Champions of Psychology

Champions of Psychology: Robert Zajonc

In an ongoing series in which the APS Student Caucus talks with highly recognized professors, Robert Zajonc recently shared his advice for success and challenges facing graduate students. Zajonc is a professor of psychology at Stanford University and an APS Fellow and Charter Member. He has served on the APS Social Science Research Council, and received numerous awards including the APS William James Fellow Award, the APA Distinguished Scientific Contribution Award, and the SESP Distinguished Scientist Award. He is renowned for his research on such topics as attitude formation, the effect of birth order on intelligence, and the mere exposure theory.

APSSC: What led you to choose psychology as your career path?
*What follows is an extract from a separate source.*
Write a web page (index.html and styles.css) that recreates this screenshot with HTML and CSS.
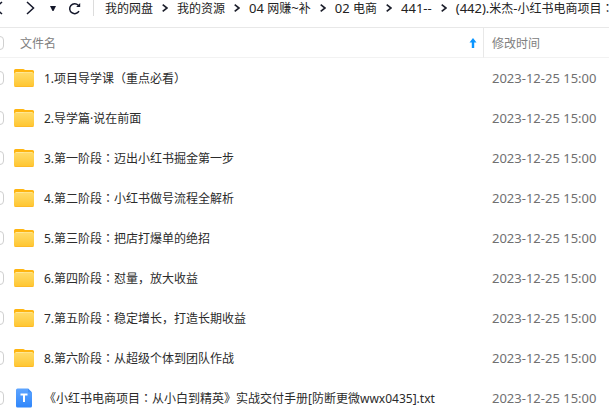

ZAJONC: Before going to graduate school at the University of Michigan, I worked at a branch of the United Nations where I had contact with the United Nations Educational, Scientific and Cultural Organization. The UNESCO motto is: “Since wars begin in the minds of men, it is in the minds of men that the defenses of peace must be constructed,” and having just been through a war [World War II], the motto was a sufficient incentive for me to get engaged in scientific initiatives that might make a contribution toward preventing future wars. I am still waiting for that contribution to be made by psychology.

APSSC: How did you select your graduate program?

ZAJONC: I applied to a number of schools in the United States, and the University of Michigan was the only one that offered me a fellowship.

APSSC: What were the most and least rewarding aspects of graduate school for you?

ZAJONC: The most rewarding were the seminars, bridge, and informal chats with other students and professors. The least rewarding were the exams.

APSSC: What common mistakes do you see graduate students making?

ZAJONC: Insufficient engagement in independent research is the most common mistake graduate students make.

APSSC: What advice would you give to undergraduate students who are applying to graduate school or preparing to do so?

ZAJONC: Ask not what the research problem can do for you. Ask what you can do for the problem.

APSSC: What suggestions do you have for choosing a mentor?

ZAJONC: Choose one you can have a drink with.

APSSC: What advice would you give to graduate students, in particular on how to become first-rate researchers?

ZAJONC: Just do it.

APSSC: What advice would you give to graduate students who want to have careers in academia?

ZAJONC: Again, just do it.

APSSC: What do you see as the future of psychology?

ZAJONC: Psychology has been very dependent on other fields, especially cognitive psychology. This trend generated social cognition, which was mainly a set of replications of cognitive experiments with an added social content. Cognitive psychology, however, is losing its attraction, and significant and exciting findings in the field are now rare.
Two trends are emerging as a result. Cognitive psychology is now hitchhiking onto neuroscience. Other branches of psychology, especially social psychology, are in a process of revising their research paradigms. On the one hand, there is a growing interest in applied problems and in producing useful findings. On the other hand, as a reaction to the exclusive reliance on the American college sophomore, there is a wider domain of research that acknowledges the important influence of cultural factors. In all likelihood both trends will grow.
The recent election has shown the power of psychology, even naïve psychology, in influencing millions of people to vote against their own interest. I hope there will be a more formal place for psychology, perhaps in the President’s Council of Psychological Advisers.

APSSC: If you could design the ideal program for training graduate students, what would it be like?

ZAJONC: Universities’ administrative structure of departments is no longer supportive of new paradigms in the social and behavioral sciences, and this is true in the natural sciences as well. It isn’t supportive because these scientific trends now rely on multidisciplinary collaboration, international contacts, and reliance on research institutes. It is in institutes rather than in departments that future work will be conducted for the most part. Institutes offer to students resources that departments do not. They house readily accessible experts in diverse fields who can offer graduate students knowledge and skills more congruent with the research problem that they decide to study.